Let’s Get Messy!

 

Summer’s the perfect time for getting messy and being creative!

Mud Pies
(Not edible, but definitely great fun!)
4 cups dirt
1 cup flour

Mix the dirt and flour with water until it molds and sticks together.  Shape into cookies, pies, birds nests, and other shapes.  Dry in the sun.

Homemade Sidewalk Chalk
Plaster of Paris
Dry tempera
Small, paper cups

Fill small cups half full with Plaster of Paris.  Add a heaping spoonful of dry tempera and stir to distribute the color.  Pour in a small amount of water and stir quickly.  (Add enough water so it looks like thick gravy.)  Set until dry.  Peel away the cup and you'll have great sidewalk chalk.

Adaptations:  Children can write, draw pictures, or make hopscotch with the chalk.  They can also design roads on which to ride bikes and tricycles.  Challenge them to use their imaginations and create stores, traffic signs, and other symbols on the cement.

Squirt!  Squirt!
Save spray bottles from cleaning products.  (Make sure you rinse them out well first!).  Fill them with water and let the children squirt each other, water plants, clean lawn furniture, etc.

Adaptations:  A sponge or paintbrush and a bucket of water will also entertain children for hours.  They can sponge off a tree, their riding toys, or themselves.  They can paint the house or playground equipment.

Bubble Cups
Cups
Straws
Liquid dish detergent

Fill the cup half way with water.  Squirt in some dish detergent.  Give children a straw and tell them to BLOW!  (If you'll put a pin prick at the top of the straw, it's less likely that they'll suck up soapy water.  I also have children practice blowing on their hand with the straw before we begin so they'll get the idea.)  The bubbles will spill over the cup and are fun to pat on arms, legs, etc.  It's great to run through the sprinkler after you "paint" your body with bubbles.

Adaptations:  Add a drop of food coloring to the solution to make colored bubbles.

Give children a pan of water and an egg  beater.  (Most children have never seen one of these before except in books!)  Add a squirt of detergent to the water and let them "beat" up some bubbles.

 

Rub A Dub Dub
Have children bring their washable dolls to school.  Fill tubs with water and soap, then have a bathing party.  Add sponges, wash clothes, and squirt bottles.
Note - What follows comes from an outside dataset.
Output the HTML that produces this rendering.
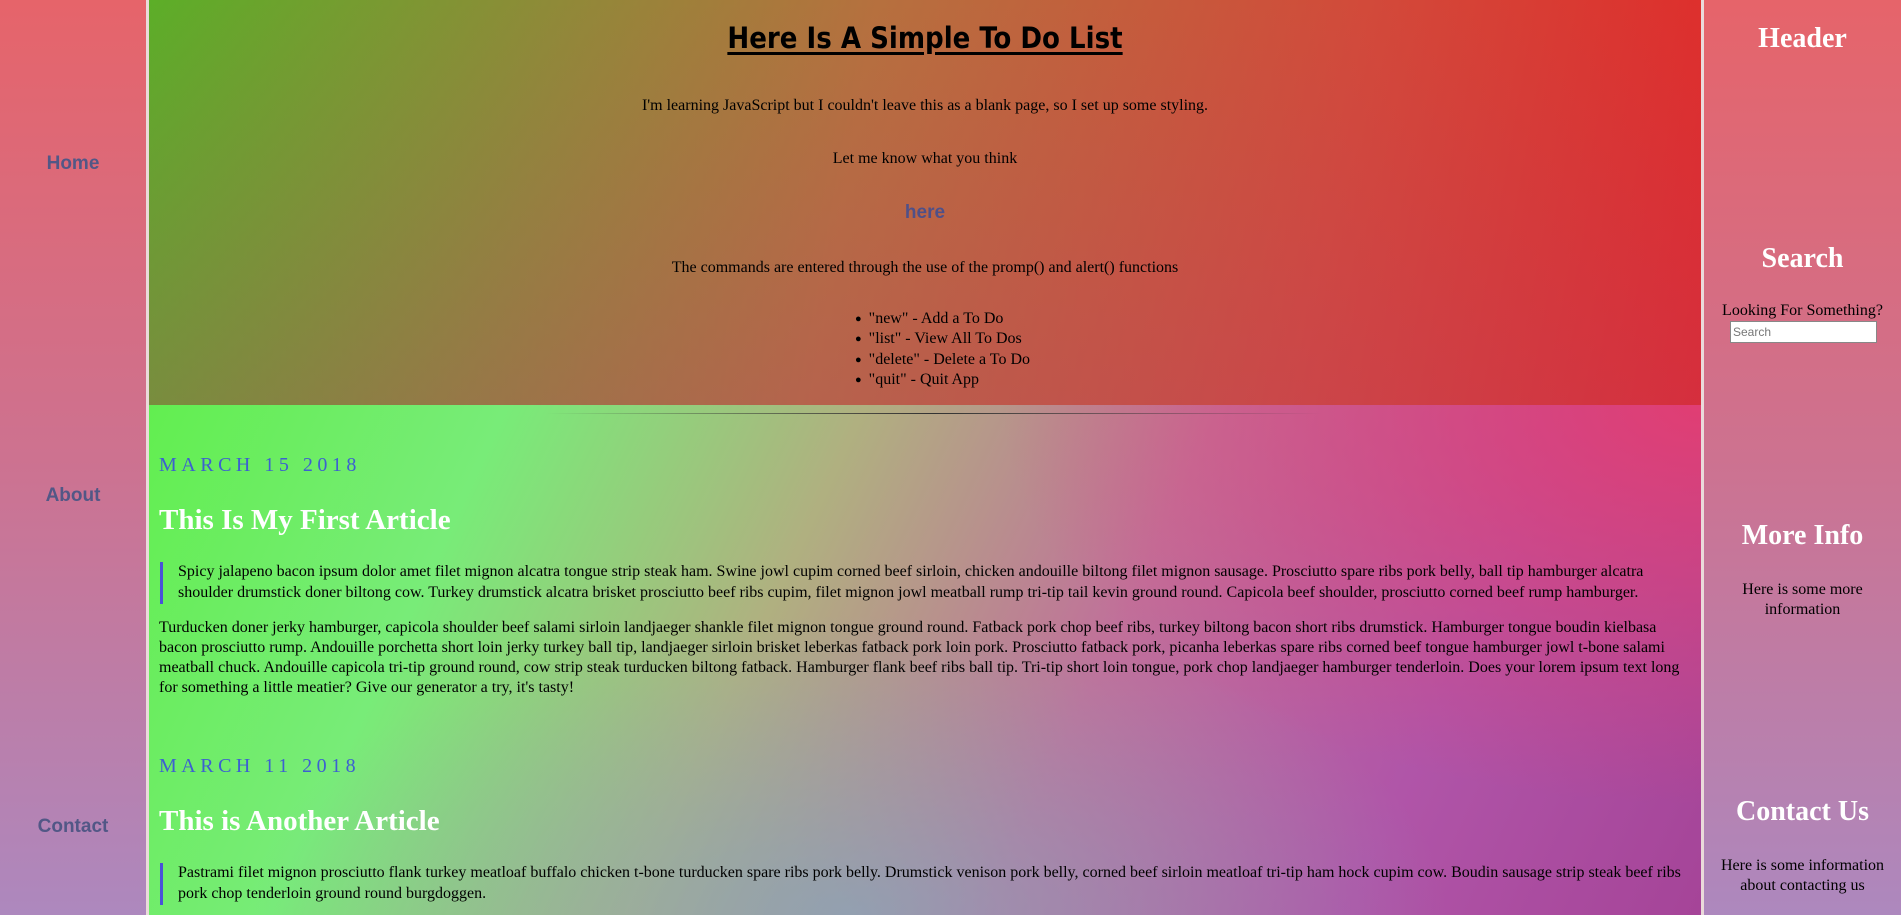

Adaptations:  Let children wash doll clothes and hang them on a clothesline with spring clothespins.

Window Painting
Squirt shaving cream on windows and let children finger paint.  Hose off with clean water.

Sandbox Treasures
Hide shells and other small toys in a sandbox and let the children “dig” for treasures.

Body Bubble Painting
Pour a small amount of water in a plastic bowl.  Add a big squirt of detergent and several drops of food coloring.  Bet with an egg beater until the bubbles overflow.  Let the children “paint” their bodies with bubbles and then rinse off in a sprinkler.

Water Painting
Give children plastic containers (margarine tubs, ice cream containers, etc.) filled with water.  Let them use paint brushes to “paint” the playground equipment, trees, toys, etc.

Panning for Gold
Spray small rocks and pebbles with gold spray paint.  Dry.  Hide in a sandbox or around the playground.

*This is really fun on St. Patrick’s Day!

Boat Builders
Let children construct boats from two toilet paper rolls stapled together.  Glue a triangular piece of construction paper to a craft stick and stick it between the rolls to make a sail.

*Mold boats from aluminum foil.

*Carve a boat from a bar of Ivory soap.  Glue paper to a toothpick and insert it in the soap to make a sail.  Make a raft from popsicle sticks.  Lay down two sticks.  Glue ten sticks on top of them.  Dry and then decorate with markers.

*Give children recycled materials (trash and scraps) to use to create boats and things that float.